INSTRUCTIONS FOR THE TASK » Leave out the pictures; transcribe all else exactly.

RECORDED INFORMATION »
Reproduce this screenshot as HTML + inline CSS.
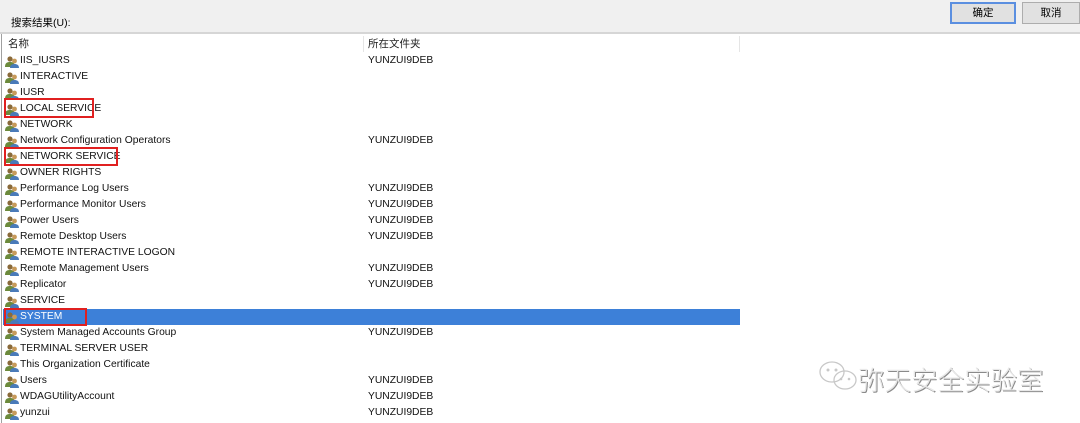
<!DOCTYPE html><html><head><meta charset="utf-8"><style>
body{margin:0;width:1080px;height:423px;overflow:hidden;background:#fff;font-family:"Liberation Sans","Noto Sans CJK SC",sans-serif;font-size:10.5px;color:#000;position:relative}
.top{position:absolute;left:0;top:0;width:1080px;height:32px;background:#f0f0f0;border-bottom:2px solid #d6d6d6}
.lbl{position:absolute;left:11px;top:15px;font-size:10.5px}
.btn{position:absolute;top:2px;height:20px;background:#e1e1e1;border:1px solid #adadad;text-align:center;line-height:20px;font-size:10.5px}
.vl{position:absolute;left:1px;top:34px;width:1px;height:389px;background:#a0a0a0}
.hdr{position:absolute;top:36px;font-size:10.5px;color:#222}
.row{position:absolute;left:3px;width:737px;height:16px;line-height:16px;white-space:nowrap;font-size:10.3px;color:#111}
.row .n{position:absolute;left:17px}
.row .f{position:absolute;left:365px}
.row svg{position:absolute;left:2px;top:2px}
.sel{background:#3d80d8;color:#fff}
.box{position:absolute;border:2px solid #e02020}
</style></head><body>
<div class="top"><div class="lbl">搜索结果(U):</div>
<div class="btn" style="left:950px;width:62px;border:2px solid #5b8fe0;height:18px;line-height:18px">确定</div>
<div class="btn" style="left:1022px;width:56px">取消</div></div>
<div class="vl"></div>
<div class="hdr" style="left:8px">名称</div>
<div class="hdr" style="left:368px">所在文件夹</div>
<div style="position:absolute;left:363px;top:36px;width:1px;height:16px;background:#e5e5e5"></div>
<div style="position:absolute;left:739px;top:36px;width:1px;height:16px;background:#e5e5e5"></div>
<div id="rows"></div>
<div class="box" style="left:4px;top:98px;width:86px;height:16px"></div>
<div class="box" style="left:4px;top:147px;width:110px;height:15px"></div>
<div class="box" style="left:4px;top:308px;width:79px;height:14px"></div>
<div style="position:absolute;left:818px;top:360px;width:50px;height:36px">
<svg width="50" height="36" viewBox="0 0 50 36"><g fill="none" stroke="#c8c8c8" stroke-width="1.3"><ellipse cx="14" cy="12" rx="12" ry="10"/><ellipse cx="27" cy="20" rx="11" ry="9"/></g><g fill="#c8c8c8"><circle cx="10" cy="10" r="1.5"/><circle cx="18" cy="10" r="1.5"/><circle cx="23" cy="19" r="1.3"/><circle cx="31" cy="19" r="1.3"/></g></svg></div>
<div style="position:absolute;left:858px;top:359px;font-size:26.5px;color:#e8e8e8;text-shadow:1px 1px 0 #8a8a8a;font-family:'Noto Sans CJK SC',sans-serif;font-weight:300">弥天安全实验室</div>
<script>
var d=[["IIS_IUSRS",1],["INTERACTIVE",0],["IUSR",0],["LOCAL SERVICE",0],["NETWORK",0],["Network Configuration Operators",1],["NETWORK SERVICE",0],["OWNER RIGHTS",0],["Performance Log Users",1],["Performance Monitor Users",1],["Power Users",1],["Remote Desktop Users",1],["REMOTE INTERACTIVE LOGON",0],["Remote Management Users",1],["Replicator",1],["SERVICE",0],["SYSTEM",0],["System Managed Accounts Group",1],["TERMINAL SERVER USER",0],["This Organization Certificate",0],["Users",1],["WDAGUtilityAccount",1],["yunzui",1]];
var ic='<svg width="14" height="13" viewBox="0 0 14 13"><circle cx="5" cy="4" r="2.6" fill="#8a6a3a"/><path d="M0 12c0-4 2-5 5-5s5 1 5 5z" fill="#6c8a3c"/><circle cx="9.5" cy="6" r="2.4" fill="#c79a5a"/><path d="M5 13c0-3 2-4 4.5-4s4.5 1 4.5 4z" fill="#4a7ab8"/></svg>';
var h='';d.forEach(function(r,i){h+='<div class="row'+(r[0]=="SYSTEM"?' sel':'')+'" style="top:'+(53+i*16)+'px">'+ic+'<span class="n">'+r[0]+'</span>'+(r[1]?'<span class="f">YUNZUI9DEB</span>':'')+'</div>';});
document.getElementById('rows').innerHTML=h;
</script>
</body></html>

TASK RESPONSE »
Reproduce this screenshot as HTML + inline CSS.
<!DOCTYPE html><html><head><meta charset="utf-8"><style>
body{margin:0;width:1080px;height:423px;overflow:hidden;background:#fff;font-family:"Liberation Sans","Noto Sans CJK SC",sans-serif;font-size:10.5px;color:#000;position:relative}
.top{position:absolute;left:0;top:0;width:1080px;height:32px;background:#f0f0f0;border-bottom:2px solid #d6d6d6}
.lbl{position:absolute;left:11px;top:15px;font-size:10.5px}
.btn{position:absolute;top:2px;height:20px;background:#e1e1e1;border:1px solid #adadad;text-align:center;line-height:20px;font-size:10.5px}
.vl{position:absolute;left:1px;top:34px;width:1px;height:389px;background:#a0a0a0}
.hdr{position:absolute;top:36px;font-size:10.5px;color:#222}
.row{position:absolute;left:3px;width:737px;height:16px;line-height:16px;white-space:nowrap;font-size:10.3px;color:#111}
.row .n{position:absolute;left:17px}
.row .f{position:absolute;left:365px}
.row svg{position:absolute;left:2px;top:2px}
.sel{background:#3d80d8;color:#fff}
.box{position:absolute;border:2px solid #e02020}
</style></head><body>
<div class="top"><div class="lbl">搜索结果(U):</div>
<div class="btn" style="left:950px;width:62px;border:2px solid #5b8fe0;height:18px;line-height:18px">确定</div>
<div class="btn" style="left:1022px;width:56px">取消</div></div>
<div class="vl"></div>
<div class="hdr" style="left:8px">名称</div>
<div class="hdr" style="left:368px">所在文件夹</div>
<div style="position:absolute;left:363px;top:36px;width:1px;height:16px;background:#e5e5e5"></div>
<div style="position:absolute;left:739px;top:36px;width:1px;height:16px;background:#e5e5e5"></div>
<div id="rows"></div>
<div class="box" style="left:4px;top:98px;width:86px;height:16px"></div>
<div class="box" style="left:4px;top:147px;width:110px;height:15px"></div>
<div class="box" style="left:4px;top:308px;width:79px;height:14px"></div>
<div style="position:absolute;left:818px;top:360px;width:50px;height:36px">
<svg width="50" height="36" viewBox="0 0 50 36"><g fill="none" stroke="#c8c8c8" stroke-width="1.3"><ellipse cx="14" cy="12" rx="12" ry="10"/><ellipse cx="27" cy="20" rx="11" ry="9"/></g><g fill="#c8c8c8"><circle cx="10" cy="10" r="1.5"/><circle cx="18" cy="10" r="1.5"/><circle cx="23" cy="19" r="1.3"/><circle cx="31" cy="19" r="1.3"/></g></svg></div>
<div style="position:absolute;left:858px;top:359px;font-size:26.5px;color:#e8e8e8;text-shadow:1px 1px 0 #8a8a8a;font-family:'Noto Sans CJK SC',sans-serif;font-weight:300">弥天安全实验室</div>
<script>
var d=[["IIS_IUSRS",1],["INTERACTIVE",0],["IUSR",0],["LOCAL SERVICE",0],["NETWORK",0],["Network Configuration Operators",1],["NETWORK SERVICE",0],["OWNER RIGHTS",0],["Performance Log Users",1],["Performance Monitor Users",1],["Power Users",1],["Remote Desktop Users",1],["REMOTE INTERACTIVE LOGON",0],["Remote Management Users",1],["Replicator",1],["SERVICE",0],["SYSTEM",0],["System Managed Accounts Group",1],["TERMINAL SERVER USER",0],["This Organization Certificate",0],["Users",1],["WDAGUtilityAccount",1],["yunzui",1]];
var ic='<svg width="14" height="13" viewBox="0 0 14 13"><circle cx="5" cy="4" r="2.6" fill="#8a6a3a"/><path d="M0 12c0-4 2-5 5-5s5 1 5 5z" fill="#6c8a3c"/><circle cx="9.5" cy="6" r="2.4" fill="#c79a5a"/><path d="M5 13c0-3 2-4 4.5-4s4.5 1 4.5 4z" fill="#4a7ab8"/></svg>';
var h='';d.forEach(function(r,i){h+='<div class="row'+(r[0]=="SYSTEM"?' sel':'')+'" style="top:'+(53+i*16)+'px">'+ic+'<span class="n">'+r[0]+'</span>'+(r[1]?'<span class="f">YUNZUI9DEB</span>':'')+'</div>';});
document.getElementById('rows').innerHTML=h;
</script>
</body></html>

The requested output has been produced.